The first edition of the “Roberts Bird Guide” was titled The Birds of South Africa and appeared in 1940. It was republished many times and sold over 300,000 copies. The book that we see today is completely different, and was written by Hugh Chittenden but retains the Roberts name. It was the first regional field guide to display multi-coloured distribution maps. Breeding bars indicate if a species is present and / or breeding and the text faces 166 colour plates which cover over 950 species illustrated by seven artists.
Of all the world's bird artists none is more prolific than Ber Van Perlo. In just six years he produced three guides illustrating all of mainland Africa's birds. His first offering was Collins Illustrated Checklist: Birds of Eastern Africa which covers every species found in Kenya, Tanzania, Uganda, Somalia, Ethiopia and Socotra. In all, 1,487 species are illustrated.
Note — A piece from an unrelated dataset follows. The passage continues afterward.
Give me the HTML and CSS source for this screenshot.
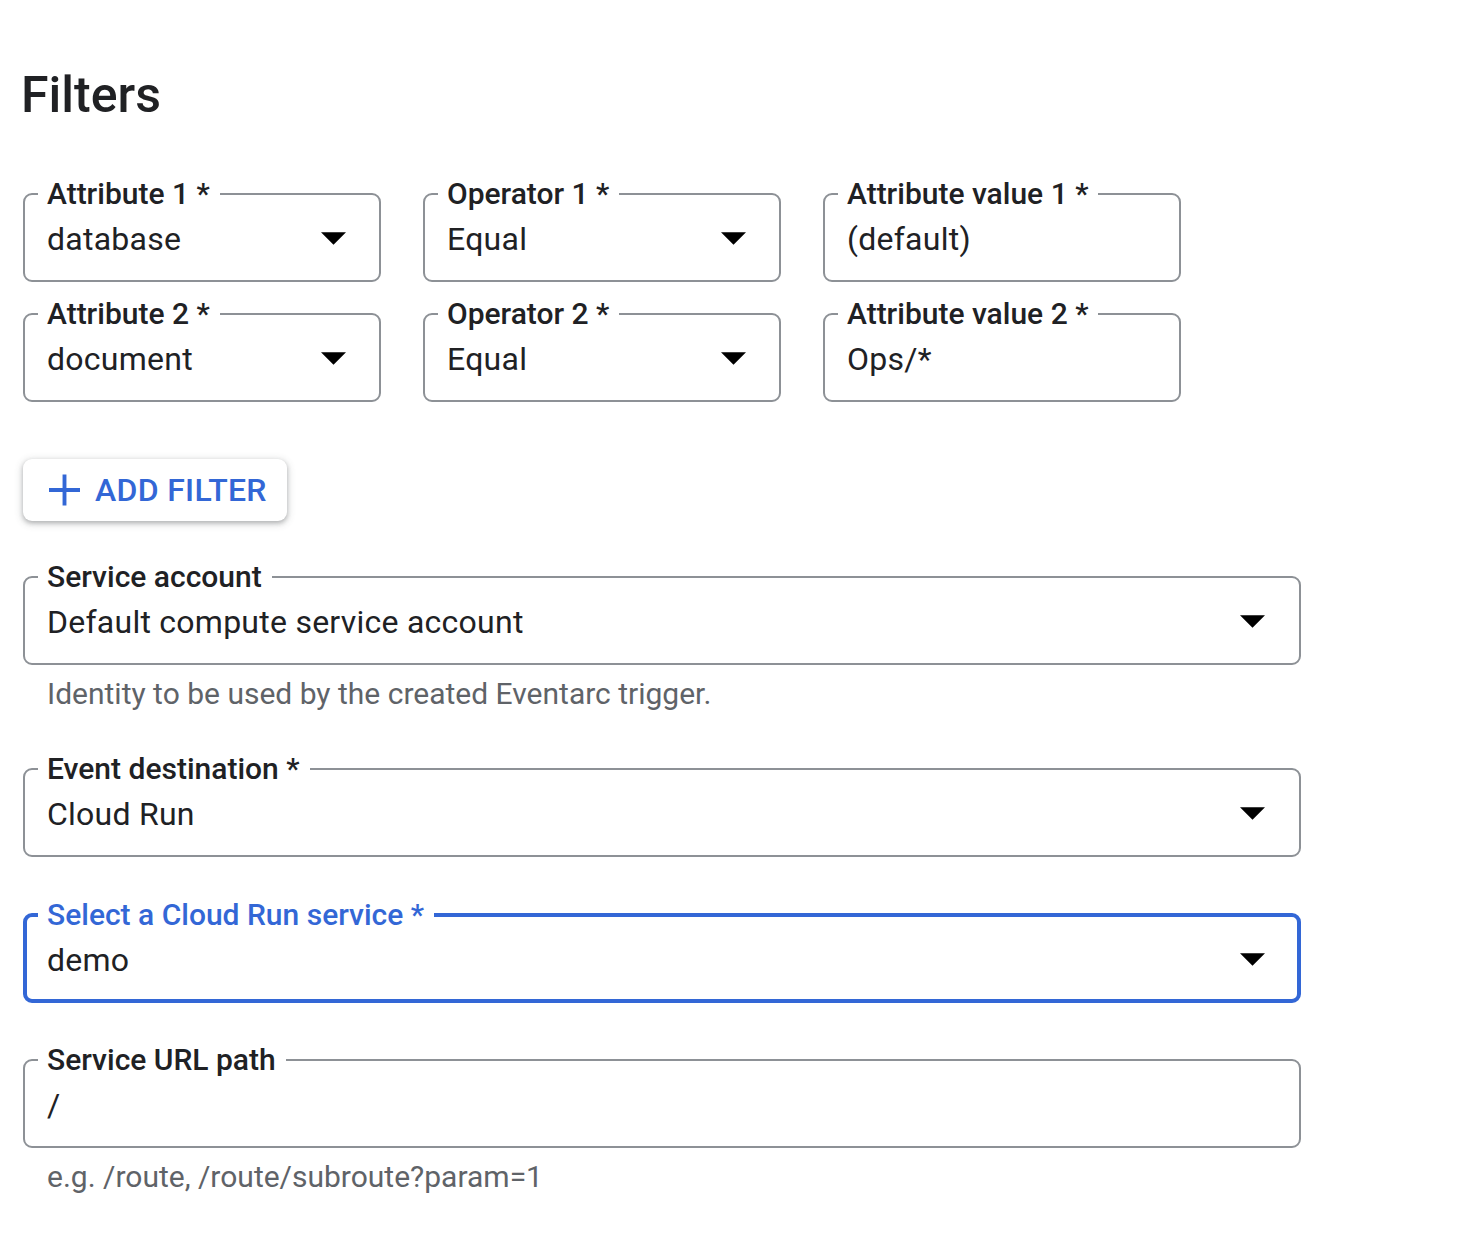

The text is extremely brief - just four lines in most cases to cover everything, and the distribution maps are hidden away at the back with only plate numbers to help you identify the corresponding species - a real pain! Next in the series from Van Perlo was Collins Illustrated Checklist: Birds of Southern Africa which covers over 1,250 species from the region (including Angola and Malaŵi), and most recently Collins Illustrated Checklist: Birds of Western and Central Africa. Over 1,500 species are illustrated - at least 200 more than the tome from Demey and Borrow. I do not mean to be critical of Ber Van Perlo's work because he is a good artist, but you will be hard pressed to use his guides to differentiate between the fine feather detail on the confusing larks, pipits and greenbuls. All of these guides have been reprinted in recent years, but a few errors in the plates have not been corrected (except in the text), which is a missed opportunity.
It is important to remember that the African avifaunal region extends out to the Indian Ocean to include Madagascar, Mauritius, Réunion, Rodrigues, The Seychelles and the Cormoros Islands. Some 338 species are covered and the style is similar to the SASOL guides, and the illustrations are by Norman Arlott, Hilary Burn, Peter Hayman and Ian Lewington. All the usual descriptive details are given opposite the illustrations and plenty of space is devoted to each painting. Each species has its own map on the text page although these do not indicate seasonal differences. The book is only available in softback.
Written by Pete Morris and Frank Hawkins, this really is a superb photographic field guide with over 500 colour photographs covering all 280 species known to have occurred in Madagascar up to 1997. The text is excellent and gives a description of all known plumages likely to be encountered, vocalisations, habitat and behaviour, range, status (including taxonomic notes where relevant) and where to find the species, and an invaluable identification section. There is also a short section detailing the best birding sites.
There are two books of this name – both by Adrian Skerrett and Tony Disley. The first appeared in 2000, co-authored with Ian Bullock, and was then the only modern book to cover every species recorded in the Seychelles. It is out of print now, but copies are easily available second-hand. Containing 320 pages it provides a great source of information. The second book (image above) appeared in 2011, and at just 176 pages and with 65 colour plates it includes all of the same species, but here the text has been considerably reduced and rewritten. It highlights key identification features, including habitat, distribution, status and voice. The original plates have been repeated but many have been resized and a number of new images have been added, with 12 extra plates. In total there are around 1,000 illustrations.
In 2006 this was the first comprehensive field guide dealing exclusively with the birds of this region, covering all resident, migrant and vagrant species found in Macaronesia (Canary Islands, Madeira, Azores and Cape Verde). Over 450 species are illustrated by Chris Orgill and Tony Disley, with full details of all the plumages and major races likely to be encountered. There are 69 colour plates and 368 pages in total, with text by Tony Clarke. The early chapters cover the geography of the islands, climate, habitats, ornithological history and birdwatching areas. At around 20 pages, these are well in proportion to the primary purpose of the book - identification - and provide a concise, readable and informative introduction to the islands. There is plenty of detail, but the book has no distribution maps.
Appearing in 2011, this hardcover book covers all of the same islands as the one above and includes 573 species and subspecies across 150 plates and a total of 341 pages – all of it produced by Eduardo Garcia-del-Rey. It contains less detail than the previous volume, but is easier to carry and includes maps for more than 230 species. What this book lacks in detail it makes up for in portability.
Deciding which sites to visit in each country was once a major challenge unless you were weighed down with trip reports, but Nigel Wheatley summarised all the important information into this excellent book. Covering some 200 sites in detail, with brief coverage of many more, this gives all the basic information you need to find most species, together with general introductions to each country. Key sites are detailed along with lists of endemics, specialities and other birds likely to be seen, accompanied by maps and drawings. Quite how Nigel found the time to pull all this together is a mystery, but we should all be thankful that he has done so. This is a hardback, which has now unfortunately gone out of print, but many second hand copies are available via one of the larger online second hand booksellers.
I must also mention the Prion Birdwatchers Guides. These are very user-friendly softback guides of more than 100 pages, giving detailed maps and instructions for important birding sites. In particular each has notes on the key target birds summarising all the available information. The Prion range includes guides to The Gambia, Canary Islands and Madeira, and Morocco (image shown).